===== DATA SEGMENT =====

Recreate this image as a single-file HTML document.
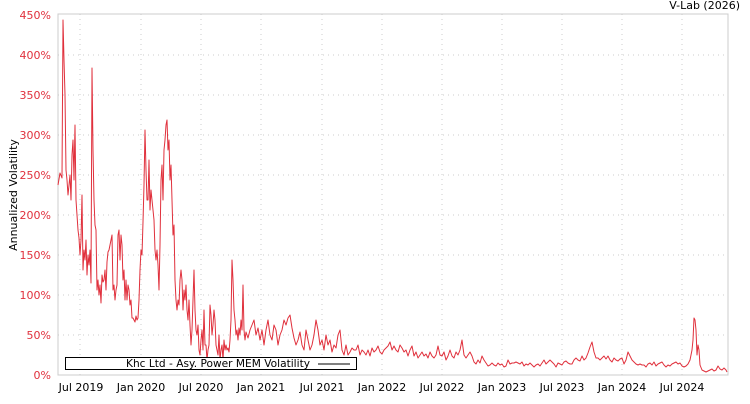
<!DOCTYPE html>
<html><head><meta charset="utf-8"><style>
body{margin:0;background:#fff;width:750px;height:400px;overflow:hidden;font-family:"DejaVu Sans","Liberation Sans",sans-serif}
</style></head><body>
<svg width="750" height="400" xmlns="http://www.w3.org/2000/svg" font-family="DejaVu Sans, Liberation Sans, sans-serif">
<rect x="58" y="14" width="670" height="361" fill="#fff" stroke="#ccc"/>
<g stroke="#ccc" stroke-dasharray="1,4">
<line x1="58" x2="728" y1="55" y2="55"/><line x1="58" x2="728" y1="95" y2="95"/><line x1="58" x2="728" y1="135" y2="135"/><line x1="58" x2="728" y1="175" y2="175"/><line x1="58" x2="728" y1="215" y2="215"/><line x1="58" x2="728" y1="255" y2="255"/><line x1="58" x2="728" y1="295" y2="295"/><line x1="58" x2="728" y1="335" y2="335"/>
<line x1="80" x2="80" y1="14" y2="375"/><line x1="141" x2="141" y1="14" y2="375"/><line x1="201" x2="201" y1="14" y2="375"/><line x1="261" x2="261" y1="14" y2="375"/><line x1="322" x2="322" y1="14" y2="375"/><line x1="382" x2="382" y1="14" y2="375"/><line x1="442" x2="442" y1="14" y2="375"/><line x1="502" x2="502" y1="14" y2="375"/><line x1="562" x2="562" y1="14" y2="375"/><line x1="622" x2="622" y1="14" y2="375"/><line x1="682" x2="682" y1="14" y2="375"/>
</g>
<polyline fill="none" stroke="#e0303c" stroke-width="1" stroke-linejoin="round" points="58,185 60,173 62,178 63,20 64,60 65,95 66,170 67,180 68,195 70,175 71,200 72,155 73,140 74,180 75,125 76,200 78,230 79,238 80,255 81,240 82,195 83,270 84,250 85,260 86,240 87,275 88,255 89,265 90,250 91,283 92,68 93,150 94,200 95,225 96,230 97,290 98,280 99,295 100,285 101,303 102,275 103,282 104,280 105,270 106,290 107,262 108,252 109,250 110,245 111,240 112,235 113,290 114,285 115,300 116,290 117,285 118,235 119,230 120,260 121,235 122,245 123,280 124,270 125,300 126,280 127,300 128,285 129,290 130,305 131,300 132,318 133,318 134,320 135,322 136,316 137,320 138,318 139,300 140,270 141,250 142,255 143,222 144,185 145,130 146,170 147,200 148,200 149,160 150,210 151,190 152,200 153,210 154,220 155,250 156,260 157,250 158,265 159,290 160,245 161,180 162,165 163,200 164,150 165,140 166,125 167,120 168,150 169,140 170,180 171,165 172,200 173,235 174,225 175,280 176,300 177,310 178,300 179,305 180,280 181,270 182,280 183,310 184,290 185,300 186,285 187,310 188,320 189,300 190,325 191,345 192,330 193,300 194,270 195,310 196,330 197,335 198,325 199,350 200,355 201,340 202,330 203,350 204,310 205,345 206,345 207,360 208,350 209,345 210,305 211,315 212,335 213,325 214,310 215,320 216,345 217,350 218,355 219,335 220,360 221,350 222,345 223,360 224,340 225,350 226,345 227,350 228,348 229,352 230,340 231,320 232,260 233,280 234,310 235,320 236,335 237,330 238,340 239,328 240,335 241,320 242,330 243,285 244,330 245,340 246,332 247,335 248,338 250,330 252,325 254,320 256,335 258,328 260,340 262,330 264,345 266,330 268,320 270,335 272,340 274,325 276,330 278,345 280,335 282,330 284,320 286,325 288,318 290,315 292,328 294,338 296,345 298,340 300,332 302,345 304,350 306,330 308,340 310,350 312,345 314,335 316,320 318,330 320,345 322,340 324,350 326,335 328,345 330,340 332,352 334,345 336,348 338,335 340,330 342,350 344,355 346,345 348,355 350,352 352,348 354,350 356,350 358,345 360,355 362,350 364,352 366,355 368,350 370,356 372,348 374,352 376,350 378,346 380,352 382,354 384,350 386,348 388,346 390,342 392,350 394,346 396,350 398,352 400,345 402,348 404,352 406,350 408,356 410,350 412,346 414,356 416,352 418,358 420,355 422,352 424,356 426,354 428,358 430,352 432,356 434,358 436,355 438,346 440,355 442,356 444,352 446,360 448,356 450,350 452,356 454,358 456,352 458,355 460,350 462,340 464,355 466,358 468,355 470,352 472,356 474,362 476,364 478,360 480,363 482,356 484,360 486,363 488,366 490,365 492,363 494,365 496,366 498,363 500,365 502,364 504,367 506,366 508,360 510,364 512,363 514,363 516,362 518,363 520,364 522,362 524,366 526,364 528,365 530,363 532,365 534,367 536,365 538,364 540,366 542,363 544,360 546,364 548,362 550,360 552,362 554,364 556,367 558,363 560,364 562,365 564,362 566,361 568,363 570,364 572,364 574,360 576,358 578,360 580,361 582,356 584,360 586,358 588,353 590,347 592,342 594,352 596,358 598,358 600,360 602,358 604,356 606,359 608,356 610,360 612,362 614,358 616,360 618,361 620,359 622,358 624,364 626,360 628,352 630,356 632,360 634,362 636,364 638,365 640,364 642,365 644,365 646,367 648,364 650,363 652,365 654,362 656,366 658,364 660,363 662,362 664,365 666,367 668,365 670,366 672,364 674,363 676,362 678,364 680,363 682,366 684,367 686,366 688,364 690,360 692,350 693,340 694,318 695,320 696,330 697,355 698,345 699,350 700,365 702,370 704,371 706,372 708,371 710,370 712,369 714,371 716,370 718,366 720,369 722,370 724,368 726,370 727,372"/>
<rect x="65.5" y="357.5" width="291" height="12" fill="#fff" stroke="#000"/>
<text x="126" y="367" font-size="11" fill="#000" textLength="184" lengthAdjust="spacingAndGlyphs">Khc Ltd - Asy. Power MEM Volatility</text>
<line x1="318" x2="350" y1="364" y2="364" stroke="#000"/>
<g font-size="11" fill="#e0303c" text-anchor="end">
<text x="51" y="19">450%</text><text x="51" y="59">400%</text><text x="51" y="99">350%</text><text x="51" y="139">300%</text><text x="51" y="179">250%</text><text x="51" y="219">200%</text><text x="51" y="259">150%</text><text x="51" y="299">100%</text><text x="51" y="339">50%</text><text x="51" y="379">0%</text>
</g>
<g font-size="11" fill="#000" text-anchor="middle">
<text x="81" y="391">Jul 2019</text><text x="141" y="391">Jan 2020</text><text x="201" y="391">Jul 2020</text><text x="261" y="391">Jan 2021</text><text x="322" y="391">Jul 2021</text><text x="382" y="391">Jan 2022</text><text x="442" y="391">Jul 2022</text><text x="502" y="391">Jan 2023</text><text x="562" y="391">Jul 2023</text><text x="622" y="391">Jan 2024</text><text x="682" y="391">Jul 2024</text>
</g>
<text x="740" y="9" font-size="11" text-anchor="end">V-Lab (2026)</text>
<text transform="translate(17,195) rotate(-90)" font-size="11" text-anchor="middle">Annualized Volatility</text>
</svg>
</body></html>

=====

## [INSTRUCTION]
All of the lines above should be printed exactly, minus the pictures.

## [FINISHED ANSWER]
Recreate this image as a single-file HTML document.
<!DOCTYPE html>
<html><head><meta charset="utf-8"><style>
body{margin:0;background:#fff;width:750px;height:400px;overflow:hidden;font-family:"DejaVu Sans","Liberation Sans",sans-serif}
</style></head><body>
<svg width="750" height="400" xmlns="http://www.w3.org/2000/svg" font-family="DejaVu Sans, Liberation Sans, sans-serif">
<rect x="58" y="14" width="670" height="361" fill="#fff" stroke="#ccc"/>
<g stroke="#ccc" stroke-dasharray="1,4">
<line x1="58" x2="728" y1="55" y2="55"/><line x1="58" x2="728" y1="95" y2="95"/><line x1="58" x2="728" y1="135" y2="135"/><line x1="58" x2="728" y1="175" y2="175"/><line x1="58" x2="728" y1="215" y2="215"/><line x1="58" x2="728" y1="255" y2="255"/><line x1="58" x2="728" y1="295" y2="295"/><line x1="58" x2="728" y1="335" y2="335"/>
<line x1="80" x2="80" y1="14" y2="375"/><line x1="141" x2="141" y1="14" y2="375"/><line x1="201" x2="201" y1="14" y2="375"/><line x1="261" x2="261" y1="14" y2="375"/><line x1="322" x2="322" y1="14" y2="375"/><line x1="382" x2="382" y1="14" y2="375"/><line x1="442" x2="442" y1="14" y2="375"/><line x1="502" x2="502" y1="14" y2="375"/><line x1="562" x2="562" y1="14" y2="375"/><line x1="622" x2="622" y1="14" y2="375"/><line x1="682" x2="682" y1="14" y2="375"/>
</g>
<polyline fill="none" stroke="#e0303c" stroke-width="1" stroke-linejoin="round" points="58,185 60,173 62,178 63,20 64,60 65,95 66,170 67,180 68,195 70,175 71,200 72,155 73,140 74,180 75,125 76,200 78,230 79,238 80,255 81,240 82,195 83,270 84,250 85,260 86,240 87,275 88,255 89,265 90,250 91,283 92,68 93,150 94,200 95,225 96,230 97,290 98,280 99,295 100,285 101,303 102,275 103,282 104,280 105,270 106,290 107,262 108,252 109,250 110,245 111,240 112,235 113,290 114,285 115,300 116,290 117,285 118,235 119,230 120,260 121,235 122,245 123,280 124,270 125,300 126,280 127,300 128,285 129,290 130,305 131,300 132,318 133,318 134,320 135,322 136,316 137,320 138,318 139,300 140,270 141,250 142,255 143,222 144,185 145,130 146,170 147,200 148,200 149,160 150,210 151,190 152,200 153,210 154,220 155,250 156,260 157,250 158,265 159,290 160,245 161,180 162,165 163,200 164,150 165,140 166,125 167,120 168,150 169,140 170,180 171,165 172,200 173,235 174,225 175,280 176,300 177,310 178,300 179,305 180,280 181,270 182,280 183,310 184,290 185,300 186,285 187,310 188,320 189,300 190,325 191,345 192,330 193,300 194,270 195,310 196,330 197,335 198,325 199,350 200,355 201,340 202,330 203,350 204,310 205,345 206,345 207,360 208,350 209,345 210,305 211,315 212,335 213,325 214,310 215,320 216,345 217,350 218,355 219,335 220,360 221,350 222,345 223,360 224,340 225,350 226,345 227,350 228,348 229,352 230,340 231,320 232,260 233,280 234,310 235,320 236,335 237,330 238,340 239,328 240,335 241,320 242,330 243,285 244,330 245,340 246,332 247,335 248,338 250,330 252,325 254,320 256,335 258,328 260,340 262,330 264,345 266,330 268,320 270,335 272,340 274,325 276,330 278,345 280,335 282,330 284,320 286,325 288,318 290,315 292,328 294,338 296,345 298,340 300,332 302,345 304,350 306,330 308,340 310,350 312,345 314,335 316,320 318,330 320,345 322,340 324,350 326,335 328,345 330,340 332,352 334,345 336,348 338,335 340,330 342,350 344,355 346,345 348,355 350,352 352,348 354,350 356,350 358,345 360,355 362,350 364,352 366,355 368,350 370,356 372,348 374,352 376,350 378,346 380,352 382,354 384,350 386,348 388,346 390,342 392,350 394,346 396,350 398,352 400,345 402,348 404,352 406,350 408,356 410,350 412,346 414,356 416,352 418,358 420,355 422,352 424,356 426,354 428,358 430,352 432,356 434,358 436,355 438,346 440,355 442,356 444,352 446,360 448,356 450,350 452,356 454,358 456,352 458,355 460,350 462,340 464,355 466,358 468,355 470,352 472,356 474,362 476,364 478,360 480,363 482,356 484,360 486,363 488,366 490,365 492,363 494,365 496,366 498,363 500,365 502,364 504,367 506,366 508,360 510,364 512,363 514,363 516,362 518,363 520,364 522,362 524,366 526,364 528,365 530,363 532,365 534,367 536,365 538,364 540,366 542,363 544,360 546,364 548,362 550,360 552,362 554,364 556,367 558,363 560,364 562,365 564,362 566,361 568,363 570,364 572,364 574,360 576,358 578,360 580,361 582,356 584,360 586,358 588,353 590,347 592,342 594,352 596,358 598,358 600,360 602,358 604,356 606,359 608,356 610,360 612,362 614,358 616,360 618,361 620,359 622,358 624,364 626,360 628,352 630,356 632,360 634,362 636,364 638,365 640,364 642,365 644,365 646,367 648,364 650,363 652,365 654,362 656,366 658,364 660,363 662,362 664,365 666,367 668,365 670,366 672,364 674,363 676,362 678,364 680,363 682,366 684,367 686,366 688,364 690,360 692,350 693,340 694,318 695,320 696,330 697,355 698,345 699,350 700,365 702,370 704,371 706,372 708,371 710,370 712,369 714,371 716,370 718,366 720,369 722,370 724,368 726,370 727,372"/>
<rect x="65.5" y="357.5" width="291" height="12" fill="#fff" stroke="#000"/>
<text x="126" y="367" font-size="11" fill="#000" textLength="184" lengthAdjust="spacingAndGlyphs">Khc Ltd - Asy. Power MEM Volatility</text>
<line x1="318" x2="350" y1="364" y2="364" stroke="#000"/>
<g font-size="11" fill="#e0303c" text-anchor="end">
<text x="51" y="19">450%</text><text x="51" y="59">400%</text><text x="51" y="99">350%</text><text x="51" y="139">300%</text><text x="51" y="179">250%</text><text x="51" y="219">200%</text><text x="51" y="259">150%</text><text x="51" y="299">100%</text><text x="51" y="339">50%</text><text x="51" y="379">0%</text>
</g>
<g font-size="11" fill="#000" text-anchor="middle">
<text x="81" y="391">Jul 2019</text><text x="141" y="391">Jan 2020</text><text x="201" y="391">Jul 2020</text><text x="261" y="391">Jan 2021</text><text x="322" y="391">Jul 2021</text><text x="382" y="391">Jan 2022</text><text x="442" y="391">Jul 2022</text><text x="502" y="391">Jan 2023</text><text x="562" y="391">Jul 2023</text><text x="622" y="391">Jan 2024</text><text x="682" y="391">Jul 2024</text>
</g>
<text x="740" y="9" font-size="11" text-anchor="end">V-Lab (2026)</text>
<text transform="translate(17,195) rotate(-90)" font-size="11" text-anchor="middle">Annualized Volatility</text>
</svg>
</body></html>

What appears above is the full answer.